Et lorsque le bagage professionnel des développeurs indépendants est dénué de références historiques, ils se réfèrent couramment à des poids lourds qui ont instruit leur propre production. Il existe un jeu qui revient sur toutes les lèvres : Metroid. À tel point que l'on parle volontiers de Metroidvania pour qualifier cette tendance quasi systématique au référencement de ce chef d'oeuvre lancé en 1986 sur NES. Et pour cause, la structure de ce jeu est devenue un principe fondateur pour l'ensemble de la communauté indé qui cherche à se prévaloir d'un solide repère, d'une philosophie de conception unique destinée à perfectionner leur réalisation.
 
 
"Tout le monde veut faire du Metroid", exagère à peine Kenny Lee, co-créateur de Rogue Legacy dans les colonnes du site Eurogamer.net. "C'est mon style de jeu préféré, corrobore Moise Breton, réalisateur du jeu A.N.N.E. Il y a très peu de texte. L'histoire est racontée par les environnements de jeu et les événements". Grâce à l'émergence des acteurs du financement participatif et la dématérialisation des canaux de vente, la scène homebrew Nintendo est en mesure de sortir de l'ostracisme dans laquelle elle est plongée depuis plusieurs années. Visages peu académiques de la communauté des développeurs indépendants, ces programmeurs de l'ombre piratent l'ancien matériel des constructeurs pour réaliser des titres originaux ou issus de licences connues sans autorisation préalable. Ainsi, il n'est pas rare de tomber sur une toute fraîche adaptation de Mario sur Atari 2600 voire même de jouer à une démo de Star Fox sur Mega Drive...
 
Le principal motif qui fait de Metroid un modèle de développement incontournable tient en sa structure basée sur l'exploration ouverte émaillée de plates-formes, où la progression nécessite la mise à niveau de l'équipement et des compétences de l'héroïne. Mais pas seulement : "au-delà de la mécanique, il y a l'atmosphère du jeu, l'absence d'assistance et sa difficulté globale. Le monde de Metroid est indifférent à votre présence, sa programmation n'est pas systématisée, c'est ce qui fait son originalité" ajoute James Petruzzi, auteur de Chasm.
 
 
Et cette alchimie est complexe à reproduire : "les résultats sont variables [...] le format Metroid est complexe [...] peu de jeux indépendants est une fidèle interprétation de l'expérience Metroid [...] (beaucoup) empruntent des éléments et des idées à intégrer dans un design linéaire" fait remarquer James Petruzzi.
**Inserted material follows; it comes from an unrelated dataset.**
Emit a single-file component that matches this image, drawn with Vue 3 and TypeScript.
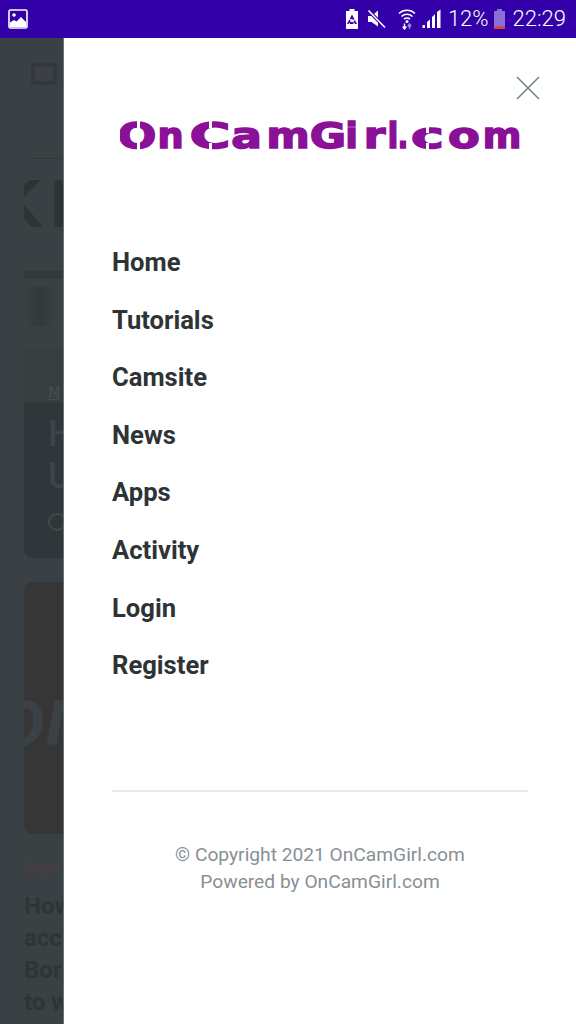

Cave Story de Daisuke Amaya illustre cette hésitation entre amalgame opportuniste et fidélité. L'héritage laissé par l'équipe dirigée par Gunpei Yokoi est donc difficile à retranscrire malgré les moyens infiniment plus perfectionnés dont les programmeurs indés disposent. Et cette équation échappe même à cette génération de développeurs travaillant pour Nintendo, obligée d'externaliser la relance de la série (le très linéaire Metroid Other M) faute d'idées novatrices...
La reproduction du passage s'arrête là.